У отца на столе в кабинете часто лежали секретные документы, которые он приносил домой для работы (членам Политбюро это разрешалось), и я, грешным делом, иногда в них заглядывал. Однажды наткнулся на несколько листов, которые оказались протоколом допроса одного из известных руководителей (к сожалению, не запомнил его фамилии). Там речь шла о встречах с иностранцами и выполнении их заданий. И на все вопросы были подтверждающие ответы и признания обвиняемого. Сомнений в достоверности не возникало. Я позже подумал: как могли возразить получавшие такие протоколы члены Политбюро?

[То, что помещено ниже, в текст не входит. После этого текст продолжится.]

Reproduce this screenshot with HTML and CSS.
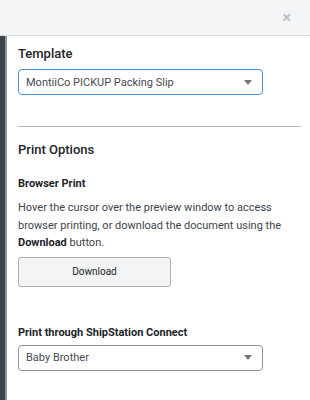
FILE: index.html
```html
<!DOCTYPE html>
<html lang="en">
<head>
    <meta charset="UTF-8">
    <meta name="viewport" content="width=device-width, initial-scale=1.0">
    <title>Print Options</title>
    <link rel="stylesheet" href="styles.css">
</head>
<body>
    <div class="header">
        <span class="close">&times;</span>
    </div>
    <div class="main">
        <div class="side"></div>
        <div class="panel">
            <h2>Template</h2>
            <div class="select focused">
                <span>MontiiCo PICKUP Packing Slip</span>
                <span class="arrow"></span>
            </div>

            <hr class="divider">

            <h2 class="section-title">Print Options</h2>
            <h3>Browser Print</h3>
            <p>Hover the cursor over the preview window to access browser printing, or download the document using the <strong>Download</strong> button.</p>
            <button class="download">Download</button>

            <h3 class="connect-title">Print through ShipStation Connect</h3>
            <div class="select">
                <span>Baby Brother</span>
                <span class="arrow"></span>
            </div>
        </div>
    </div>
</body>
</html>
```

FILE: styles.css
```css
body {
    font-family: Roboto, "Liberation Sans", Arial, sans-serif;
    margin: 0;
    padding: 0;
    width: 310px;
    height: 400px;
    overflow: hidden;
    background: #fff;
    color: #212529;
}

.header {
    height: 35px;
    background: #f4f5f7;
    border-bottom: 1px solid #d3d7dc;
    display: flex;
    align-items: center;
    justify-content: flex-end;
    padding-right: 19px;
}

.close {
    color: #b9c1ca;
    font-size: 16px;
    font-weight: 700;
    line-height: 1;
}

.main {
    display: flex;
    height: 364px;
}

.side {
    width: 5px;
    background: #3f4449;
    border-right: 2px solid #90969c;
}

.panel {
    flex: 1;
    padding: 10px 9px 0 11px;
}

h2 {
    font-size: 13px;
    font-weight: 500;
    line-height: 16px;
    margin: 0 0 7px;
    color: #212529;
}

.select {
    width: 245px;
    height: 26px;
    box-sizing: border-box;
    border: 1px solid #8a929b;
    border-radius: 4px;
    display: flex;
    align-items: center;
    justify-content: space-between;
    padding: 0 10px 0 7px;
    font-size: 11px;
    color: #454b52;
}

.select.focused {
    border-color: #4a90d9;
}

.arrow {
    width: 0;
    height: 0;
    border-left: 4px solid transparent;
    border-right: 4px solid transparent;
    border-top: 5px solid #6f767e;
}

.divider {
    border: none;
    border-top: 1px solid #b1bcc7;
    margin: 31px 0 15px;
}

.section-title {
    margin-bottom: 19px;
}

h3 {
    font-size: 11px;
    font-weight: 700;
    line-height: 14px;
    margin: 0 0 8px;
    color: #212529;
}

p {
    font-size: 11px;
    line-height: 17.5px;
    margin: 0 0 5px;
    color: #3e444a;
}

p strong {
    color: #212529;
}

.download {
    width: 153px;
    height: 30px;
    background: #f3f4f6;
    border: 1px solid #a9afb5;
    border-radius: 3px;
    font-family: inherit;
    font-size: 10px;
    color: #212529;
    cursor: pointer;
}

.connect-title {
    margin-top: 39px;
    margin-bottom: 5px;
}
```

Можно было усомниться раз, два, пять, а потом? Где был бы этот сомневающийся? Тем более что господствовала вера в правильность сталинской политики. А о том, что признания выбивались путем пыток, тогда мало кто мог предположить.
Как-то из-за закрытой двери спальни родителей я услышал резко, с болью произнесенные отцом слова: «Не верю, не верю!» Это было сразу после самоубийства Орджоникидзе, которого, как потом стало известно, Сталин хотел объявить «врагом народа» (позже возникли подозрения, что на самом деле его убили). Но возможно, отец имел в виду кого-то другого из репрессированных.
Значительно позже я вдруг как-то подумал о том, в каком страшном психологическом напряжении жили мои родители в те годы и позже, в послевоенные, видя, как исчезают известные всей стране руководящие работники, в том числе знакомые и уважаемые ими люди. В любой день отец мог ожидать, что придут и за ним. Особенно тяжело это было, наверное, для мамы, думавшей прежде всего о возможной судьбе своих пятерых сыновей, да и родственников – это коснулось бы их всех.